- Goal:
Select and reproduce each line of the listing below that bears the string "index".

========================================================================

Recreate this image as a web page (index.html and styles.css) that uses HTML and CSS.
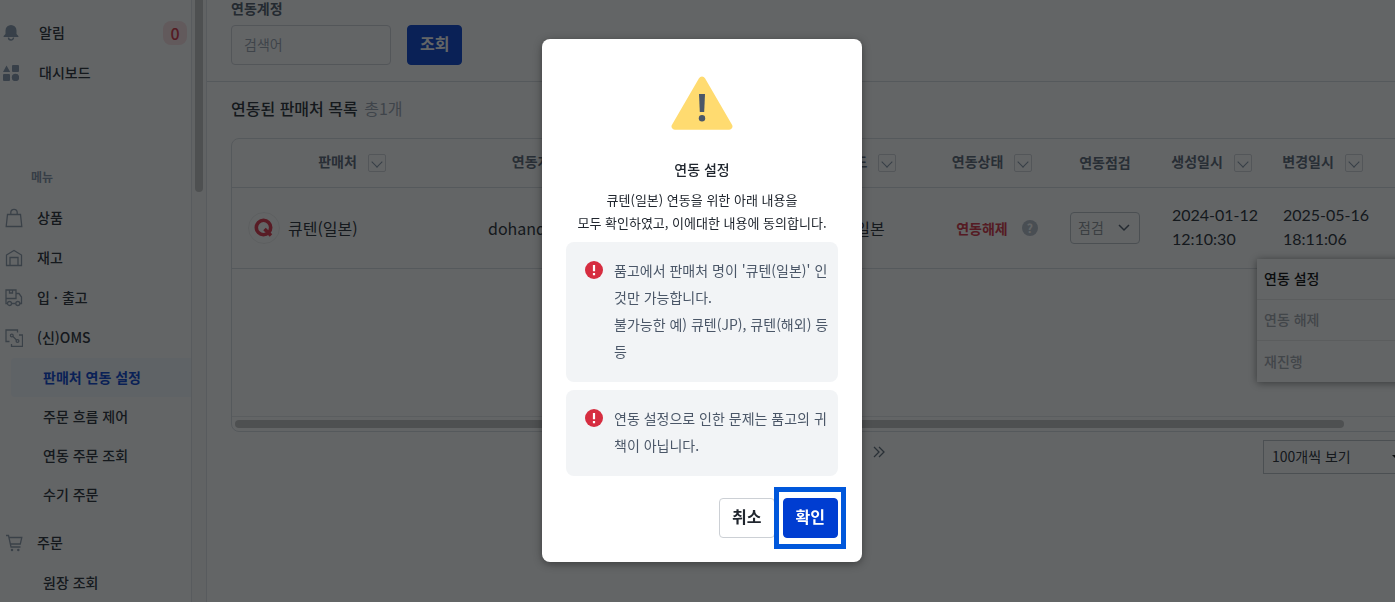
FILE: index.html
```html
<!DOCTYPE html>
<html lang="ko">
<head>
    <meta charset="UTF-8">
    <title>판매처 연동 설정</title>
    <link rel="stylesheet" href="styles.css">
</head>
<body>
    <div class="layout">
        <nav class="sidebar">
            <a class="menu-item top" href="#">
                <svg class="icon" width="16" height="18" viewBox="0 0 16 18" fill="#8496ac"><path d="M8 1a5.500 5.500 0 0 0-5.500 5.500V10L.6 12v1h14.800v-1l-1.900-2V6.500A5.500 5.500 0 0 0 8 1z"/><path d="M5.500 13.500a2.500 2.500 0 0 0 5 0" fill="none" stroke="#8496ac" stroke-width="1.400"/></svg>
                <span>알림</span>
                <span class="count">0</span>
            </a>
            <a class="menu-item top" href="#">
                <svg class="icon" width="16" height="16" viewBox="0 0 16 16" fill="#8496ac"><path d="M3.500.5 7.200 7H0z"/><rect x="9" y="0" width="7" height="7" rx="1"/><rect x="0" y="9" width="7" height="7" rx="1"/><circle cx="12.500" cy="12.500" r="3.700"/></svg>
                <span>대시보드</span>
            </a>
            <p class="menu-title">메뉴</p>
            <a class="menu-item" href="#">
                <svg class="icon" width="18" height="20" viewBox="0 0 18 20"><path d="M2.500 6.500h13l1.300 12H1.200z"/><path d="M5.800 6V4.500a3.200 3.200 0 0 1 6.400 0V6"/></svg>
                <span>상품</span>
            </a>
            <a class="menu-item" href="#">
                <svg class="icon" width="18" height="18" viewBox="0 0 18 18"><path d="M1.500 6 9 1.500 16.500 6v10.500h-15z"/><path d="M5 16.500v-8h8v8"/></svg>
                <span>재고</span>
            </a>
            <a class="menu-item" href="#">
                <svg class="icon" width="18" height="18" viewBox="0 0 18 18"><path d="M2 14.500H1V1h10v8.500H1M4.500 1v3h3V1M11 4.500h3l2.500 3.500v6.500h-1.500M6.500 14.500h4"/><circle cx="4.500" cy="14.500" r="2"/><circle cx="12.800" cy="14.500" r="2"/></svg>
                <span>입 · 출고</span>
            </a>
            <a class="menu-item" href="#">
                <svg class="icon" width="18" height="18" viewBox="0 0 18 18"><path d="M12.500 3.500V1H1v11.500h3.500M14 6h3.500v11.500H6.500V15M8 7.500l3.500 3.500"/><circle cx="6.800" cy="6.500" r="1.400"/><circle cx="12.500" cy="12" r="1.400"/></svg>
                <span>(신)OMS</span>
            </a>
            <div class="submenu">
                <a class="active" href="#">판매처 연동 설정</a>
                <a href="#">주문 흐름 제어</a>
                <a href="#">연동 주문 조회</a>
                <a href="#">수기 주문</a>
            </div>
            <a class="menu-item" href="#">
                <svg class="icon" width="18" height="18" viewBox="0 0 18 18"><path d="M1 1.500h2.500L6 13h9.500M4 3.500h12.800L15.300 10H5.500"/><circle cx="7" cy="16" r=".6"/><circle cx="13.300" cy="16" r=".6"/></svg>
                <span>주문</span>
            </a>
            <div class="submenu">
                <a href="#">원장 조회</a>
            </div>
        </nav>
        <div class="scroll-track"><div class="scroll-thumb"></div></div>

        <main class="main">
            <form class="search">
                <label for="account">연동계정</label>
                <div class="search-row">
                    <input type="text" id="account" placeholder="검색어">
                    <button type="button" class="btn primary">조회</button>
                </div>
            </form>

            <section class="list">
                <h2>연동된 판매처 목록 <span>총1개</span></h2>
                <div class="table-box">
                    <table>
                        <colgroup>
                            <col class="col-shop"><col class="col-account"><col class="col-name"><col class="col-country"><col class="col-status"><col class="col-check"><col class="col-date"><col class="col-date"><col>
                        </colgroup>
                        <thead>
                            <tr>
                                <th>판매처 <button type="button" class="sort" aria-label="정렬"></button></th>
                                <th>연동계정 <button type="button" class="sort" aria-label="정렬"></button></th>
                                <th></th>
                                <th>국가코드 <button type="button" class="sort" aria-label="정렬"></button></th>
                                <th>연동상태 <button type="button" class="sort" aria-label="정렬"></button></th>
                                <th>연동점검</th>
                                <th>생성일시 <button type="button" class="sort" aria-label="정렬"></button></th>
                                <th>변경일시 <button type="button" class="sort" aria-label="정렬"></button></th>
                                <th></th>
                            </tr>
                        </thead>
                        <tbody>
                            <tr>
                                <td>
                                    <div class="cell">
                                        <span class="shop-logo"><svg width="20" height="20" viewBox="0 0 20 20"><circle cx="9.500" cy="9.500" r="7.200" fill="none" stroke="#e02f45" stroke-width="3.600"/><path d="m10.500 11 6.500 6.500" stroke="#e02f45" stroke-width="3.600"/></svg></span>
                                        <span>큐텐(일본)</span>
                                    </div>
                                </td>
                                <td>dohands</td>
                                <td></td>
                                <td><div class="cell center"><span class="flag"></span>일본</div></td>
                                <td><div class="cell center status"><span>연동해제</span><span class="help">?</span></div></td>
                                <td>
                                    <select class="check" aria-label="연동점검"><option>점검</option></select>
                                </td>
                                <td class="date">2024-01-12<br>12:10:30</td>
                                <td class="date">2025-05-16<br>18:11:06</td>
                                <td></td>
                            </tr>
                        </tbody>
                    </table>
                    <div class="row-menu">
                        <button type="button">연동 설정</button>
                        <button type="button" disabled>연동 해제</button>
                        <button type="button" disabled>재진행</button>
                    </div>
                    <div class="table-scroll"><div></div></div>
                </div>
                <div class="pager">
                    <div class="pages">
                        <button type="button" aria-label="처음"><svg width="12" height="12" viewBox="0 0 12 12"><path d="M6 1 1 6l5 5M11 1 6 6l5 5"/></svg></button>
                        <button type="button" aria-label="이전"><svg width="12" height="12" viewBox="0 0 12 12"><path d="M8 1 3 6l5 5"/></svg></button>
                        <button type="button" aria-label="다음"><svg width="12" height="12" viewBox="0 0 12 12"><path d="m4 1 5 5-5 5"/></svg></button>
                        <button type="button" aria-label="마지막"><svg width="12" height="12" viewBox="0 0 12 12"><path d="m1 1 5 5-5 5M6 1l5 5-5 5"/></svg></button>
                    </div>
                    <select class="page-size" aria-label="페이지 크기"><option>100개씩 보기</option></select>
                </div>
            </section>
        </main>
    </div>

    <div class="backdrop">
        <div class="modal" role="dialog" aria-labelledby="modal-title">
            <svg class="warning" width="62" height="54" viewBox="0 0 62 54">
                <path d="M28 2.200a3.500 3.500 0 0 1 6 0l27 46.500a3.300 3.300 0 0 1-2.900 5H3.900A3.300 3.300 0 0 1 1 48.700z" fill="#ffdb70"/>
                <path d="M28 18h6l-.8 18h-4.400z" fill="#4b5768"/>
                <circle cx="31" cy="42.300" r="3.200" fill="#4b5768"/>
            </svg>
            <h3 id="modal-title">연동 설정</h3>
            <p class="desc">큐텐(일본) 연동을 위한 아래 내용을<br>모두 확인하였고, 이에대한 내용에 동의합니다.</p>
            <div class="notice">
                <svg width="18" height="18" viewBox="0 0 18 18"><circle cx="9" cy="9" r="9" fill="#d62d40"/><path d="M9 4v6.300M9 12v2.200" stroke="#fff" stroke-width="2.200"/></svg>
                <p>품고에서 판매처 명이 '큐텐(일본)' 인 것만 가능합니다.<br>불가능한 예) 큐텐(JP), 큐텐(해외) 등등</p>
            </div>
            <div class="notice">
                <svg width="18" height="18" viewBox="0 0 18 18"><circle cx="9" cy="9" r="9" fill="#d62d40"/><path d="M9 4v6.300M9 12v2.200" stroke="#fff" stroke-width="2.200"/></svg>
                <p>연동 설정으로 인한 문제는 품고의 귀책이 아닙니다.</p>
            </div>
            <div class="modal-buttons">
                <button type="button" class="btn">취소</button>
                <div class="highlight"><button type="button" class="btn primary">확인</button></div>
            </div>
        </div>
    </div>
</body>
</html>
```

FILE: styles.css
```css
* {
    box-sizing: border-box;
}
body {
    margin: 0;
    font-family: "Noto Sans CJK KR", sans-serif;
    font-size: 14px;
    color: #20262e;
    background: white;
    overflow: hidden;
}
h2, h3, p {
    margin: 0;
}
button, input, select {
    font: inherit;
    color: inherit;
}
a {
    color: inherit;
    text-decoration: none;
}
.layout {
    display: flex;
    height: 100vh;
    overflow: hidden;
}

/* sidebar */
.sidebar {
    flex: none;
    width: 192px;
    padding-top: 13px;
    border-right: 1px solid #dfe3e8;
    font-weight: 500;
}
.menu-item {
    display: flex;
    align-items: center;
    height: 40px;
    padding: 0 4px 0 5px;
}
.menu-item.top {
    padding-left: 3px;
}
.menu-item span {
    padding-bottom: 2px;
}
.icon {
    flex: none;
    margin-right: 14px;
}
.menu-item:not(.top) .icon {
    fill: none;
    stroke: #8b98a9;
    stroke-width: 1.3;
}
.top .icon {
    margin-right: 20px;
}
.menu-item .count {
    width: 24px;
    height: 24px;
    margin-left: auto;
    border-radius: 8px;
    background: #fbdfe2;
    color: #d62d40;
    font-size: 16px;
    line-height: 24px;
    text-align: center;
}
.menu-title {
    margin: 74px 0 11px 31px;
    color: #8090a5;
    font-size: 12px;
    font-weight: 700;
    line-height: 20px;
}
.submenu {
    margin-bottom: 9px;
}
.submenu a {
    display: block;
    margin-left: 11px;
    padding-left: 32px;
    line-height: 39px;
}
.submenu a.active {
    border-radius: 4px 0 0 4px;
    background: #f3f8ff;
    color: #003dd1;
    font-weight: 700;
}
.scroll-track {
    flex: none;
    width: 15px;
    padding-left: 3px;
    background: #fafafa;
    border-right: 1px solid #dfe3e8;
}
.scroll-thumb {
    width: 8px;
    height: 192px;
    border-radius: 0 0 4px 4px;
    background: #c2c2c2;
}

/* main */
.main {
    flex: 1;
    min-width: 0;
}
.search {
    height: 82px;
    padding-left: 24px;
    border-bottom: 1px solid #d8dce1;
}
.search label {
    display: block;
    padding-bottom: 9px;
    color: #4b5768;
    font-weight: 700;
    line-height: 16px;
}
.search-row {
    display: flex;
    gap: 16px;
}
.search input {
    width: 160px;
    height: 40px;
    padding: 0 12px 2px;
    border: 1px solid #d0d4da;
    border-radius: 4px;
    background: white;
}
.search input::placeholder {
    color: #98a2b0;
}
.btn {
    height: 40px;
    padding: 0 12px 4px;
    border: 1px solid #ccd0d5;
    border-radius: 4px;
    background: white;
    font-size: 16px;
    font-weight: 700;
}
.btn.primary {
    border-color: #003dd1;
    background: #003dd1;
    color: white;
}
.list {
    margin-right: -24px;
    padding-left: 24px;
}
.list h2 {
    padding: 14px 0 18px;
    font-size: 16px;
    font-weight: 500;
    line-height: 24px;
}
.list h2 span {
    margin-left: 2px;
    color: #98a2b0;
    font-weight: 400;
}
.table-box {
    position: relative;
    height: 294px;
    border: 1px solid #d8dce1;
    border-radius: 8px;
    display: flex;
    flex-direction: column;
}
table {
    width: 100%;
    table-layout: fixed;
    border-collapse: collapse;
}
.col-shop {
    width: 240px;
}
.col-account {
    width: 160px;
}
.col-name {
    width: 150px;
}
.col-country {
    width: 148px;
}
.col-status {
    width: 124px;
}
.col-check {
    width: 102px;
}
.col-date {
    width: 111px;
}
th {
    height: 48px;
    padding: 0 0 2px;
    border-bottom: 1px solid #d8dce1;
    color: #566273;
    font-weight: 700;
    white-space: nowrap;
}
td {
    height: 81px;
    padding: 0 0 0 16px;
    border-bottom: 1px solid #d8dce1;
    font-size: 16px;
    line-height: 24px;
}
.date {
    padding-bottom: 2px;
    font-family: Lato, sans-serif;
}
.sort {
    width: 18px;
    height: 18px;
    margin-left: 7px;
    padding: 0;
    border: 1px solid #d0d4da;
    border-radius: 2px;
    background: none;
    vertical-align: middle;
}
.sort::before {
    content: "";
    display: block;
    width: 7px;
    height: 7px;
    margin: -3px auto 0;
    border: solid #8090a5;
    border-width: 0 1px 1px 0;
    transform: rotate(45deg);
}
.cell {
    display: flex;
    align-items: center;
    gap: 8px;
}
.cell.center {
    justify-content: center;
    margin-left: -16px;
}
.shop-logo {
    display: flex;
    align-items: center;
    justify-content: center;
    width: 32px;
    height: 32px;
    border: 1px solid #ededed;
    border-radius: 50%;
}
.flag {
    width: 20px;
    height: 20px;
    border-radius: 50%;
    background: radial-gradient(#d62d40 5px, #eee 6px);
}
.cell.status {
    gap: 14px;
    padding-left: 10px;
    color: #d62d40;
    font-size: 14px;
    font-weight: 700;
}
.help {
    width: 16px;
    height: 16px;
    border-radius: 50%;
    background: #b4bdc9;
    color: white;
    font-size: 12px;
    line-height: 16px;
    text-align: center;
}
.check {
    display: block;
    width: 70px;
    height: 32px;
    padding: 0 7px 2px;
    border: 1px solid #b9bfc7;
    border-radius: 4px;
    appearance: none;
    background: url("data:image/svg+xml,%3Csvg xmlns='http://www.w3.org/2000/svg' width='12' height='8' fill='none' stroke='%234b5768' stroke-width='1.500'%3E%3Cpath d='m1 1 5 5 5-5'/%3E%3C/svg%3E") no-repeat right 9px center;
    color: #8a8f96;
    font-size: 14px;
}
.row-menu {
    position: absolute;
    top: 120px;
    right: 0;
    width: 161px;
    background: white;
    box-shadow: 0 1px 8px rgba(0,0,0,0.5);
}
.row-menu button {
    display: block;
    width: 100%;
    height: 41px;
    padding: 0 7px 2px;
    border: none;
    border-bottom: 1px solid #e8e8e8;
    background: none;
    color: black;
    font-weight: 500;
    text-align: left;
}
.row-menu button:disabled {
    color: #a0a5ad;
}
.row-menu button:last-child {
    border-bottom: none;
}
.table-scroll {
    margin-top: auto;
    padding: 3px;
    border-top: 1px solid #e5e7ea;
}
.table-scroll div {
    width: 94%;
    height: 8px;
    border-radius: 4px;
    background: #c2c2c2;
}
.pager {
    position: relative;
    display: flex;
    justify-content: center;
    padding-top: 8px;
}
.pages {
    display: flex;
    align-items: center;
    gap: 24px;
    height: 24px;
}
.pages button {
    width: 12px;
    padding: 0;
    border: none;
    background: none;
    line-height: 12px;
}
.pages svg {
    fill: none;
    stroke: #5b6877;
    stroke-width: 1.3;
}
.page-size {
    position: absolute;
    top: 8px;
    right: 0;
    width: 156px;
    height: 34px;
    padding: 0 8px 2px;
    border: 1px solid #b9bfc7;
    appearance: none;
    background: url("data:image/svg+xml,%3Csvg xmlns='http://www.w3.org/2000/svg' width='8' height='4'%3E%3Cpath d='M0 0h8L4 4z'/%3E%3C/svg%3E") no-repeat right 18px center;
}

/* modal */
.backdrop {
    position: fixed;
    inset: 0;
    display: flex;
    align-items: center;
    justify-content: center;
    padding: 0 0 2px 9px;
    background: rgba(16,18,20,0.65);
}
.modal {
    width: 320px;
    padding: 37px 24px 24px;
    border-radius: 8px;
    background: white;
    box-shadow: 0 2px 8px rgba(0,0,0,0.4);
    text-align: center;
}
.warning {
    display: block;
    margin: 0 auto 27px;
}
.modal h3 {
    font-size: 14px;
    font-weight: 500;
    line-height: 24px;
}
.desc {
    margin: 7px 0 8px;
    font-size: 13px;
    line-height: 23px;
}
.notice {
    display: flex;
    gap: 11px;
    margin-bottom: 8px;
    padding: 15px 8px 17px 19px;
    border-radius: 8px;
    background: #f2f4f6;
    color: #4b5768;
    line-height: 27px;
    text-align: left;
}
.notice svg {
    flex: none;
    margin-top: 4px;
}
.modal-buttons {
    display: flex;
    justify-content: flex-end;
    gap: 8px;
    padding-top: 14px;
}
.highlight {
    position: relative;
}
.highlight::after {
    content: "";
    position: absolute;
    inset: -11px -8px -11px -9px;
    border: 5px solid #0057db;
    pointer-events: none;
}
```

========================================================================

- The response:
Recreate this image as a web page (index.html and styles.css) that uses HTML and CSS.
FILE: index.html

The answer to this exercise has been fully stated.